Corporate Farming Notes: Provision requires USDA establish regulations defining “unreasonable preference or advantage”

There were not a lot of highlights in the 2008 farm bill. But one was a provision that requires USDA to write regulations that define an “unreasonable preference or advantage” under the Packers and Stockyards Act. The Act prohibits the kind of “sweetheart deals” that packers give large, industrial livestock operations. But USDA has never effectively enforced the law.

In October the Packers and Stockyards Administration held three listening sessions regarding this farm bill provision – in Arkansas, Iowa and Georgia. I attended the session in Ames, Iowa, and provided input for the Center.

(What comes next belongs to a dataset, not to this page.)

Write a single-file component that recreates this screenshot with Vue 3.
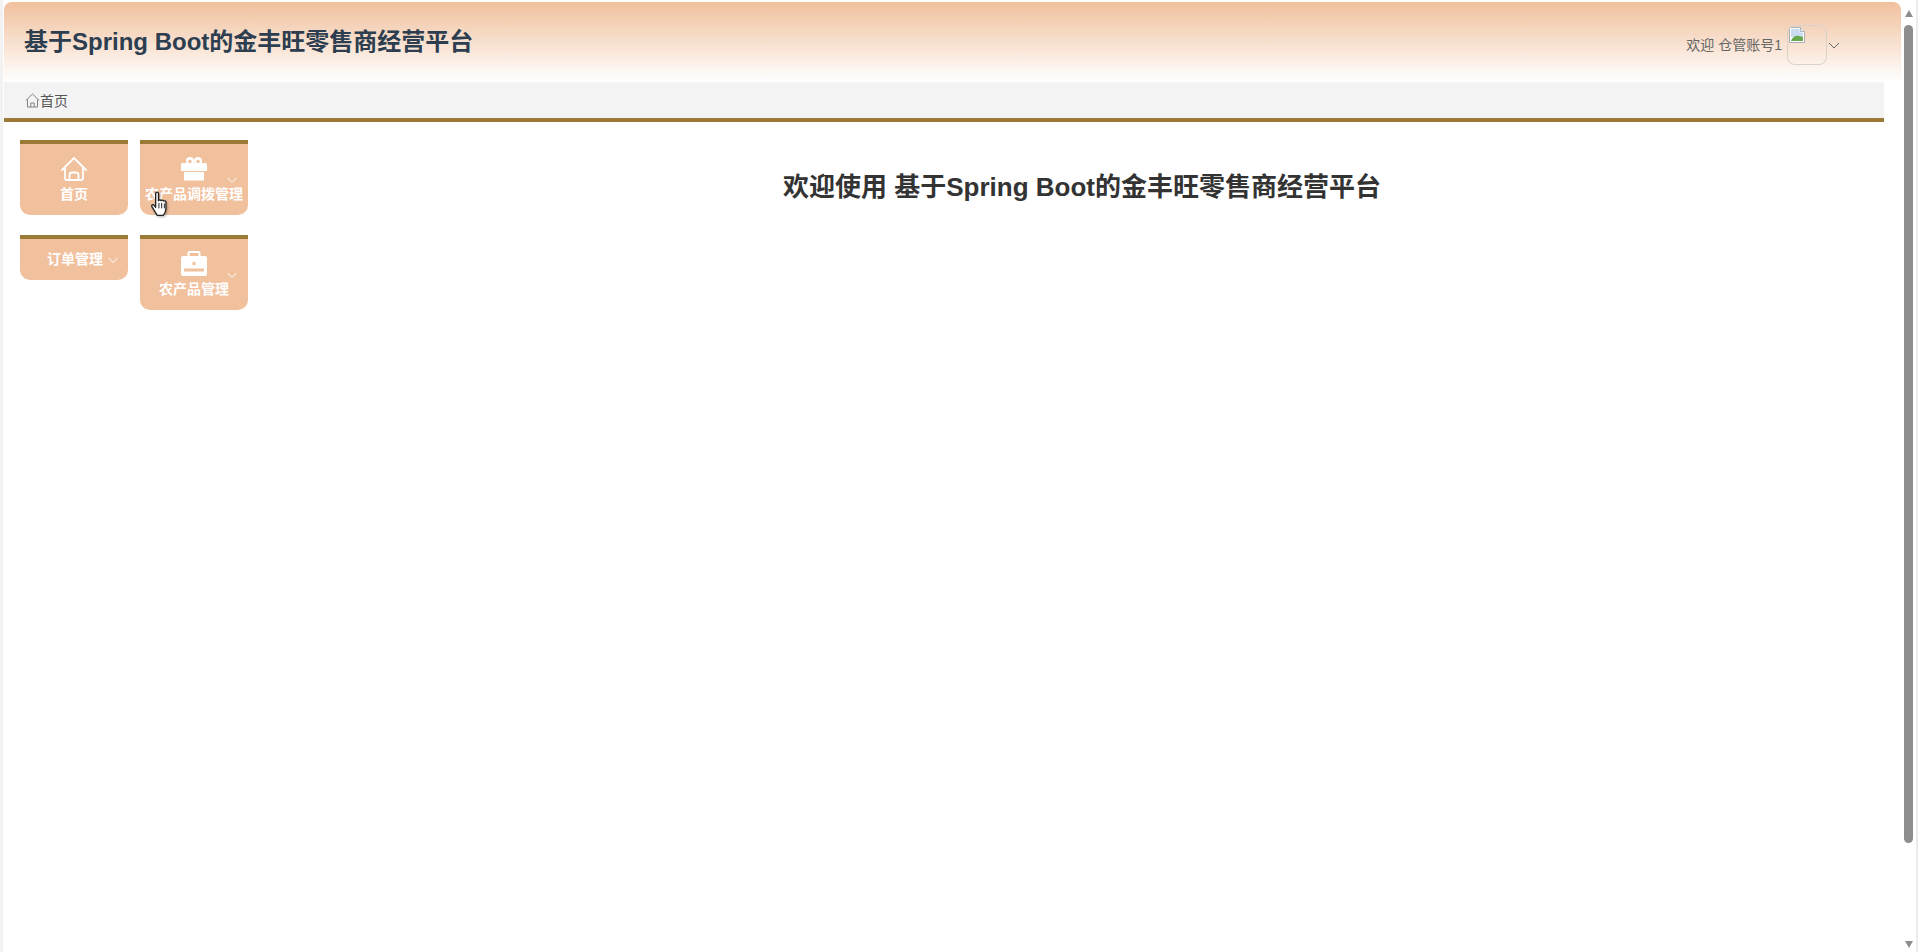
<script setup>
const menus = [
  { name: '首页', icon: 'home' },
  { name: '农产品调拨管理', icon: 'gift', arrow: true },
  { name: '订单管理', inline: true, arrow: true },
  { name: '农产品管理', icon: 'bag', arrow: true },
]
</script>

<template>
  <div class="shell">
    <div class="page">
      <header class="topbar">
        <div class="site-title">基于Spring Boot的金丰旺零售商经营平台</div>
        <div class="user">
          <span class="user-name">欢迎 仓管账号1</span>
          <div class="avatar">
            <svg width="16" height="16" viewBox="0 0 16 16">
              <path d="M.5.5h11l4 4v11H.5z" fill="#fff" stroke="#a8b0b6" />
              <path d="M11.500.5v4h4" fill="#eef2f6" stroke="#a8b0b6" />
              <path d="M2 2h8.500v3.500H14V10H2z" fill="#c9dcf2" />
              <path d="M2 14c1-4 5-6 8-5l4 1v4z" fill="#6aa84f" />
            </svg>
          </div>
          <svg class="chevron" width="12" height="12" viewBox="0 0 12 12"><path d="M1 4l5 5 5-5" fill="none" stroke="#666" /></svg>
        </div>
      </header>

      <div class="crumbs">
        <svg width="15" height="15" viewBox="0 0 15 15" class="crumb-icon">
          <path d="M.8 7.500L7.500 1l6.700 6.500M2.500 6.500v7.500h10V6.500M5.800 14V10h3.400v4" fill="none" stroke="#777" stroke-width=".9" />
        </svg>
        <span>首页</span>
      </div>

      <div class="content">
        <nav class="menu">
          <div v-for="m in menus" :key="m.name" class="menu-item" :class="{ inline: m.inline }">
            <svg v-if="m.icon === 'home'" class="menu-icon" width="26" height="26" viewBox="0 0 26 26">
              <path d="M1 14L13 2l12 12" fill="none" stroke="#fff" stroke-width="1.800" stroke-linecap="round" stroke-linejoin="round" />
              <path d="M4 11v11a2 2 0 0 0 2 2h14a2 2 0 0 0 2-2V11" fill="none" stroke="#fff" stroke-width="1.800" />
              <path d="M8.500 24v-5a2.500 2.500 0 0 1 2.500-2.500h4a2.500 2.500 0 0 1 2.500 2.500v5" fill="none" stroke="#fff" stroke-width="1.800" />
            </svg>
            <svg v-else-if="m.icon === 'gift'" class="menu-icon" width="26" height="26" viewBox="0 0 26 26">
              <circle cx="9" cy="5" r="4" fill="#fff" />
              <circle cx="17" cy="5" r="4" fill="#fff" />
              <circle cx="9" cy="5.500" r="1.700" fill="#f1c09d" />
              <circle cx="17" cy="5.500" r="1.700" fill="#f1c09d" />
              <path d="M0 8.500A1.500 1.500 0 0 1 1.500 7h23A1.500 1.500 0 0 1 26 8.500V15H0zM3 16h20v8.500H3z" fill="#fff" />
            </svg>
            <svg v-else-if="m.icon === 'bag'" class="menu-icon" width="26" height="26" viewBox="0 0 26 26">
              <path d="M7.500 6V2a1 1 0 0 1 1-1h9a1 1 0 0 1 1 1v4" fill="none" stroke="#fff" stroke-width="2" />
              <path d="M2 5h22a2 2 0 0 1 2 2v16a2 2 0 0 1-2 2H2a2 2 0 0 1-2-2V7a2 2 0 0 1 2-2z" fill="#fff" />
              <path d="M3 17.500h20v3H3z" fill="#f1c09d" />
              <path d="M11.500 11h3v3h-3z" fill="#f1c09d" />
            </svg>
            <span class="menu-label">{{ m.name }}</span>
            <svg v-if="m.arrow" class="menu-arrow" width="12" height="12" viewBox="0 0 12 12">
              <path d="M1.500 4l4.500 4.500L10.500 4" fill="none" stroke="#fff" />
            </svg>
          </div>
        </nav>
        <h1 class="welcome">欢迎使用 基于Spring Boot的金丰旺零售商经营平台</h1>
      </div>

      <svg class="cursor" width="20" height="26" viewBox="0 0 18 24">
        <path d="M5 2c1-1.500 2.500-1 2.600.5V9c.5-1 2-1 2.400 0 .5-.8 2-.8 2.400.3.700-.5 2-.2 2.100 1V16c0 3-1.500 5.500-2.500 6.500H6.500C5 20 3 17 1.500 14.500c-.8-1.500 1-2.500 2-1.300l1.500 1.800z" fill="#fff" stroke="#222" stroke-width="1.200" stroke-linejoin="round" />
        <path d="M8 11v5M10.500 11v5M13 11.500V16" stroke="#222" stroke-width=".9" />
      </svg>
    </div>

    <div class="scrollbar">
      <div class="arrow-up"></div>
      <div class="thumb"></div>
      <div class="arrow-down"></div>
    </div>
    <div class="edge"></div>
  </div>
</template>

<style>
html, body { margin: 0; overflow: hidden; background: #fff; }
</style>

<style scoped>
.shell { display: flex; height: 952px; font-family: "Liberation Sans", "Noto Sans CJK SC", sans-serif; }
.page { position: relative; flex: 1; padding: 2px 0 0 4px; background: #fff; min-width: 0; box-shadow: inset 3px 0 0 #f2f2f2; }
.topbar { display: flex; justify-content: space-between; height: 80px; margin-right: 2px; background: linear-gradient(180deg, #f1c09d 0%, #fff 100%); border-radius: 8px 8px 0 0; }
.site-title { padding: 24px 0 0 20px; font-size: 24px; font-weight: 700; line-height: 32px; color: #2c3e50; }
.user { display: flex; align-items: flex-start; padding: 23px 61px 0 0; }
.user-name { margin-top: 10px; font-size: 14px; line-height: 20px; color: #666; }
.avatar { box-sizing: border-box; width: 40px; height: 40px; margin-left: 5px; padding: 1px; border: 1px solid #d9d2cb; border-radius: 8px; overflow: hidden; }
.avatar svg { display: block; }
.chevron { margin: 14px 0 0 1px; }
.crumbs { display: flex; align-items: center; height: 36px; margin-right: 19px; padding-left: 21px; background: #f3f3f3; border-bottom: 4px solid #9b7a38; font-size: 14px; color: #555; }
.content { display: flex; align-items: flex-start; margin-right: 19px; }
.menu { display: grid; grid-template-columns: 108px 108px; gap: 20px 12px; align-items: start; width: 228px; padding: 18px 0 0 16px; flex-shrink: 0; }
.menu-item { position: relative; box-sizing: border-box; display: flex; flex-direction: column; align-items: center; height: 75px; padding-top: 12px; background: #f1c09d; border-top: 4px solid #9b7a38; border-radius: 0 0 10px 10px; color: #fff; }
.menu-item.inline { flex-direction: row; justify-content: flex-end; height: 45px; padding: 10px 9px 0 0; align-items: flex-start; }
.menu-icon { display: block; flex-shrink: 0; }
.menu-label { margin-top: 2px; font-size: 14px; font-weight: 700; line-height: 20px; white-space: nowrap; }
.inline .menu-label { margin: 0 4px 0 0; }
.menu-arrow { position: absolute; right: 10px; top: 30px; }
.inline .menu-arrow { position: static; margin-top: 5px; }
.welcome { flex: 1; margin: 0; padding: 47px 0 0 32px; font-size: 26px; font-weight: 700; line-height: 36px; color: #333; text-align: center; }
.cursor { position: absolute; left: 150px; top: 191px; filter: drop-shadow(1px 1px 1px rgba(0, 0, 0, .3)); }
.scrollbar { display: flex; flex-direction: column; align-items: center; width: 11px; flex-shrink: 0; margin-right: 2px; background: #fff; }
.arrow-up, .arrow-down { width: 0; height: 0; border-left: 4.5px solid transparent; border-right: 4.5px solid transparent; }
.arrow-up { margin-top: 10px; border-bottom: 7px solid #8e8e8e; }
.arrow-down { margin-bottom: 4px; border-top: 7px solid #8e8e8e; }
.thumb { width: 9px; height: 818px; margin-top: 8px; margin-bottom: auto; background: #8e8e8e; border-radius: 5px; }
.edge { width: 2px; margin-right: 2px; background: #ececec; }
</style>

First and foremost it is necessary for USDA to understand the impact of volume-based discounts on family farm livestock producers. For example, I pointed out that a family farmer with a 150 sow farrow-to-finish operation receiving a volume discount of 6 cents per pound would lose more than $56,000 annually just because he is small. Little wonder the big, industrial operations often win out. To read more about what we have to say, go to www.cfra.org/competition.

A November GAO report identified 2,700 so-called “farmers” who made over $2.5 million annually and received farm program payments totaling $49 million between 2003 and 2006. The report detailed hundreds of thousands of dollars going to insurance and financial service company executives, professional basketball franchise owners, and nine recipients who reside outside the United States, including residents of Hong Kong and Saudi Arabia.

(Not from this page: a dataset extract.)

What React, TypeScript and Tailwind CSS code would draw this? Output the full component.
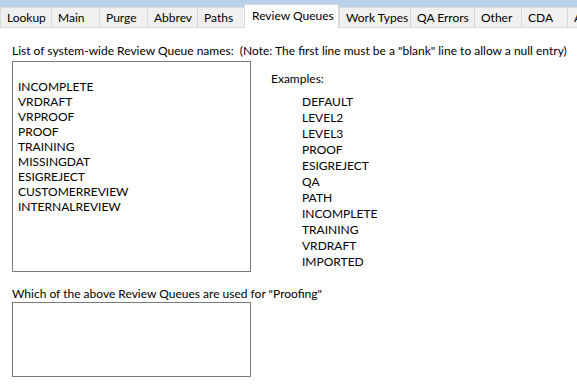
import React from 'react';

const tabs = [
  { label: 'Lookup', w: 'w-[51px]' },
  { label: 'Main', w: 'w-[48px]' },
  { label: 'Purge', w: 'w-[48px]' },
  { label: 'Abbrev', w: 'w-[50px]' },
  { label: 'Paths', w: 'w-[47px]' },
  { label: 'Review Queues', w: 'w-[95px]', active: true },
  { label: 'Work Types', w: 'w-[71px]' },
  { label: 'QA Errors', w: 'w-[64px]' },
  { label: 'Other', w: 'w-[47px]' },
  { label: 'CDA', w: 'w-[46px]' },
  { label: 'A', w: 'w-[20px]' },
];

const queues = [
  '',
  'INCOMPLETE',
  'VRDRAFT',
  'VRPROOF',
  'PROOF',
  'TRAINING',
  'MISSINGDAT',
  'ESIGREJECT',
  'CUSTOMERREVIEW',
  'INTERNALREVIEW',
];

const examples = [
  'DEFAULT',
  'LEVEL2',
  'LEVEL3',
  'PROOF',
  'ESIGREJECT',
  'QA',
  'PATH',
  'INCOMPLETE',
  'TRAINING',
  'VRDRAFT',
  'IMPORTED',
];

function TabStrip() {
  return (
    <div className="flex items-end h-[28px] bg-[#b9d1ea] overflow-hidden">
      {tabs.map((t) =>
        t.active ? (
          <div
            key={t.label}
            className={`${t.w} shrink-0 h-[24px] bg-white border border-b-0 border-[#d9d9d9] pl-[7px] pt-[3px] leading-[15px] whitespace-nowrap`}
          >
            {t.label}
          </div>
        ) : (
          <div
            key={t.label}
            className={`${t.w} shrink-0 h-[21px] bg-[#f0f0f0] border-l border-t border-b border-[#d9d9d9] pl-[6px] pt-[2px] leading-[15px] whitespace-nowrap overflow-hidden`}
          >
            {t.label}
          </div>
        )
      )}
    </div>
  );
}

export default function App() {
  return (
    <div
      className="w-[577px] h-[391px] bg-white text-black text-[12px] overflow-hidden"
      style={{ fontFamily: 'Lato, "Noto Sans", sans-serif' }}
    >
      <TabStrip />
      <div className="px-[12px] pt-[15px]">
        <div className="h-[15px] leading-[15px] whitespace-nowrap">
          List of system-wide Review Queue names:&nbsp; (Note: The first line must be a "blank" line to allow a null entry)
        </div>
        <div className="flex mt-[3px]">
          <div className="w-[239px] h-[211px] shrink-0 border border-[#7a7a7a] pl-[5px] pt-[2px]">
            {queues.map((q, i) => (
              <div key={i} className="h-[15px] leading-[15px]">
                {q}
              </div>
            ))}
          </div>
          <div className="ml-[20px] pt-[10px]">
            <div className="h-[15px] leading-[15px]">Examples:</div>
            <div className="pl-[31px] pt-[8px]">
              {examples.map((e) => (
                <div key={e} className="h-[16px] leading-[16px]">
                  {e}
                </div>
              ))}
            </div>
          </div>
        </div>
        <div className="h-[15px] leading-[15px] mt-[14px] whitespace-nowrap">
          Which of the above Review Queues are used for "Proofing"
        </div>
        <div className="w-[239px] h-[75px] border border-[#7a7a7a] mt-[1px]" />
      </div>
    </div>
  );
}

Pilgrim’s Pride, the nation’s largest chicken producer, filed for Chapter 11 bankruptcy protection on December 1. The Pittsburg, Texas, poultry integrator has struggled with its debt, which dramatically increased after acquiring rival poultry integrator Gold Kist in 2007. A Texas court approved the company’s petition to access $365 million in financing. Pilgrim’s Pride says that financing, plus cash receipts, will allow them to meet their business obligations.

I would add that those “business obligations” had best include payments to their growers and that this situation is further evidence that mergers in the meatpacking and poultry processing sectors are not always good for business. We already know these mergers are rarely good for producers.